Dans cet entretien avec I.MEDIA, l’universitaire et journaliste évoque l’histoire des deux universités, ainsi que la situation que trouvera le pape François sur place, dans une société fortement sécularisée très critique vis-à-vis de l'Église catholique.

Dans quelques jours, le pape visitera deux universités, à Leuven puis à Louvain-la-Neuve, deux entités catholiques distinctes qui n’étaient qu’une seule réalité pendant des siècles. Pouvez-vous nous parler de l’histoire de ces établissements prestigieux qui accueillent aujourd'hui 65.000 (à Leuven) et 40.000 (à Louvain-la-Neuve) étudiants ?

L’université de Louvain a été créée en 1425 dans ce qui était alors le Duché de Brabant. À ce moment-là, la Belgique n'existe pas encore en tant que telle – elle ne deviendra indépendante qu'en 1830 –, ni la ville de Louvain-la-Neuve. Seule existe la ville de Louvain – que nous appelons aujourd’hui Leuven. Le duc de Brabant et le pape Martin V concluent un accord pour créer une université, érigée par une bulle papale. Le rôle de la papauté est bien connu dans le développement des universités. À noter qu’au départ on ne parle pas de l'université catholique de Louvain, mais seulement d'université de Louvain.

Plus tard, cette université va disparaître pendant plusieurs années, dans les suites de la Révolution française : lorsque les provinces belges sont rattachées à la France, l'université est supprimée en 1797. Après la défaite de Napoléon, lorsque les provinces belges sont réunies aux Pays-Bas au congrès de Vienne (1815), Guillaume II, le nouveau souverain, qui est protestant, va créer une université d'État, à Leuven.
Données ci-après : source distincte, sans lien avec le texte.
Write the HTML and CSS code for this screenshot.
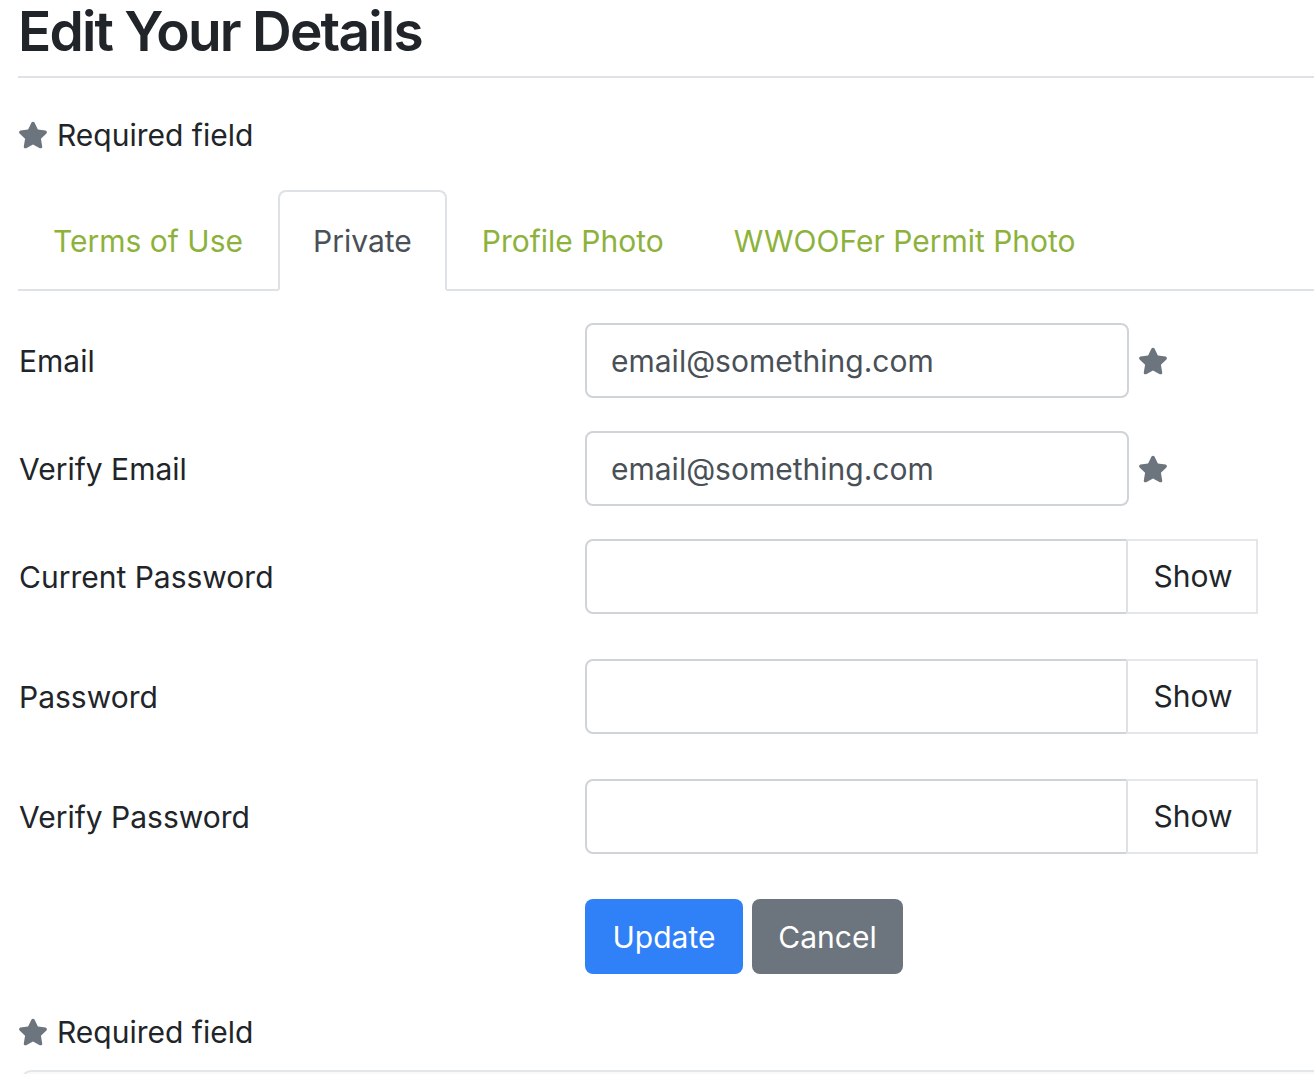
FILE: index.html
```html
<!DOCTYPE html>
<html lang="en">
<head>
<meta charset="utf-8">
<title>Edit Your Details</title>
<link rel="stylesheet" href="styles.css">
</head>
<body>
<div class="page">
  <h2 class="title">Edit Your Details</h2>
  <div class="note"><svg class="star" viewBox="0 0 576 512"><path d="M259.3 17.8L194 150.2 47.9 171.5c-26.2 3.8-36.7 36.1-17.7 54.6l105.7 103-25 145.5c-4.5 26.3 23.2 46 46.4 33.7L288 439.6l130.7 68.7c23.2 12.2 50.9-7.4 46.4-33.7l-25-145.5 105.7-103c19-18.5 8.5-50.8-17.7-54.6L382 150.2 316.7 17.8c-11.7-23.6-45.6-23.9-57.4 0z"/></svg><span>Required field</span></div>

  <ul class="tabs">
    <li class="tab"><a href="#">Terms of Use</a></li>
    <li class="tab active"><a href="#">Private</a></li>
    <li class="tab"><a href="#">Profile Photo</a></li>
    <li class="tab"><a href="#">WWOOFer Permit Photo</a></li>
  </ul>

  <form class="form">
    <div class="row">
      <label class="label">Email</label>
      <div class="field">
        <input class="input" type="text" value="email@something.com">
        <svg class="star req" viewBox="0 0 576 512"><path d="M259.3 17.8L194 150.2 47.9 171.5c-26.2 3.8-36.7 36.1-17.7 54.6l105.7 103-25 145.5c-4.5 26.3 23.2 46 46.4 33.7L288 439.6l130.7 68.7c23.2 12.2 50.9-7.4 46.4-33.7l-25-145.5 105.7-103c19-18.5 8.5-50.8-17.7-54.6L382 150.2 316.7 17.8c-11.7-23.6-45.6-23.9-57.4 0z"/></svg>
      </div>
    </div>
    <div class="row">
      <label class="label">Verify Email</label>
      <div class="field">
        <input class="input" type="text" value="email@something.com">
        <svg class="star req" viewBox="0 0 576 512"><path d="M259.3 17.8L194 150.2 47.9 171.5c-26.2 3.8-36.7 36.1-17.7 54.6l105.7 103-25 145.5c-4.5 26.3 23.2 46 46.4 33.7L288 439.6l130.7 68.7c23.2 12.2 50.9-7.4 46.4-33.7l-25-145.5 105.7-103c19-18.5 8.5-50.8-17.7-54.6L382 150.2 316.7 17.8c-11.7-23.6-45.6-23.9-57.4 0z"/></svg>
      </div>
    </div>
    <div class="row pw">
      <label class="label">Current Password</label>
      <div class="group">
        <input class="input grouped" type="password">
        <span class="append">Show</span>
      </div>
    </div>
    <div class="row pw">
      <label class="label">Password</label>
      <div class="group">
        <input class="input grouped" type="password">
        <span class="append">Show</span>
      </div>
    </div>
    <div class="row pw">
      <label class="label">Verify Password</label>
      <div class="group">
        <input class="input grouped" type="password">
        <span class="append">Show</span>
      </div>
    </div>
    <div class="row actions">
      <span></span>
      <div class="buttons">
        <button type="button" class="btn primary">Update</button>
        <button type="button" class="btn secondary">Cancel</button>
      </div>
    </div>
  </form>

  <div class="note bottom"><svg class="star" viewBox="0 0 576 512"><path d="M259.3 17.8L194 150.2 47.9 171.5c-26.2 3.8-36.7 36.1-17.7 54.6l105.7 103-25 145.5c-4.5 26.3 23.2 46 46.4 33.7L288 439.6l130.7 68.7c23.2 12.2 50.9-7.4 46.4-33.7l-25-145.5 105.7-103c19-18.5 8.5-50.8-17.7-54.6L382 150.2 316.7 17.8c-11.7-23.6-45.6-23.9-57.4 0z"/></svg><span>Required field</span></div>
  <div class="card"></div>
</div>
</body>
</html>
```

FILE: styles.css
```css
* { box-sizing: border-box; }
html, body { margin: 0; padding: 0; background: #fff; }
body {
  font-family: Inter, "Liberation Sans", Arial, sans-serif;
  font-size: 30px;
  line-height: 1.5;
  color: #212529;
  overflow: hidden;
}
.page {
  padding-left: 18px;
  width: 1340px;
}
.title {
  margin: -12px 0 0 0;
  font-size: 55px;
  font-weight: 600;
  line-height: 86px;
  letter-spacing: -1.8px;
  border-bottom: 2px solid #dee2e6;
  height: 90px;
}
.note {
  display: flex;
  align-items: center;
  height: 48px;
  margin-top: 33px;
}
.note .star { width: 30px; height: 28px; margin-right: 9px; }
.star { fill: #6c757d; }
.tabs {
  list-style: none;
  margin: 31px 0 0 0;
  padding: 0;
  display: flex;
  border-bottom: 2px solid #dee2e6;
  height: 101px;
}
.tab {
  margin-bottom: -2px;
}
.tab a {
  display: block;
  height: 101px;
  padding: 0 33px;
  line-height: 99px;
  border: 2px solid transparent;
  border-radius: 8px 8px 0 0;
  color: #8db23b;
  text-decoration: none;
}
.tab.active a {
  color: #495057;
  border-color: #dee2e6 #dee2e6 #fff;
  background: #fff;
}
.form { margin-top: 32px; }
.row {
  display: grid;
  grid-template-columns: 567px 1fr;
  align-items: center;
  margin-bottom: 33px;
}
.row.pw { margin-bottom: 45px; }
.label { padding-left: 1px; padding-top: 2px; }
.field, .group { display: flex; align-items: center; }
.input {
  width: 544px;
  height: 75px;
  border: 2px solid #ced4da;
  border-radius: 8px;
  padding: 0 24px;
  font-family: inherit;
  font-size: 30px;
  color: #495057;
  background: #fff;
  outline: none;
}
.input.grouped {
  width: 543px;
  border-radius: 8px 0 0 8px;
}
.req { width: 30px; height: 28px; margin-left: 9px; }
.append {
  width: 132px;
  height: 75px;
  display: flex;
  align-items: center;
  justify-content: center;
  border: 2px solid #e4e7ea;
  border-left: 2px solid #dee2e6;
  margin-left: -2px;
  padding-left: 2px;
  color: #212529;
  background: #fff;
}
.actions { margin-bottom: 34px; }
.buttons { display: flex; gap: 9px; }
.btn {
  height: 75px;
  border: none;
  border-radius: 8px;
  font-family: inherit;
  font-size: 30px;
  color: #fff;
  padding: 0 20px;
}
.primary { background: #3080f8; width: 158px; }
.secondary { background: #6c757d; width: 151px; }
.note.bottom { margin-top: 0; }
.card {
  margin-top: 14px;
  margin-left: 3px;
  height: 40px;
  border: 2px solid #e4e7ea;
  border-radius: 10px 0 0 0;
  background: #f8f9fa;
}
```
Puis, après l’indépendance belge, les évêques de Belgique, qui jouent un rôle très important à ce moment-là dans la société, veulent créer à nouveau un établissement catholique. Ils l’établissent à Malines, en 1834. Dès l’année suivante, l'université d'État de Louvain est supprimée, tandis que l'université catholique de Malines emménage à Louvain, devenant l’Université catholique de Louvain.

Et 130 ans plus tard, en 1968, cette université se scinde en deux… Comment en est-on arrivé là ?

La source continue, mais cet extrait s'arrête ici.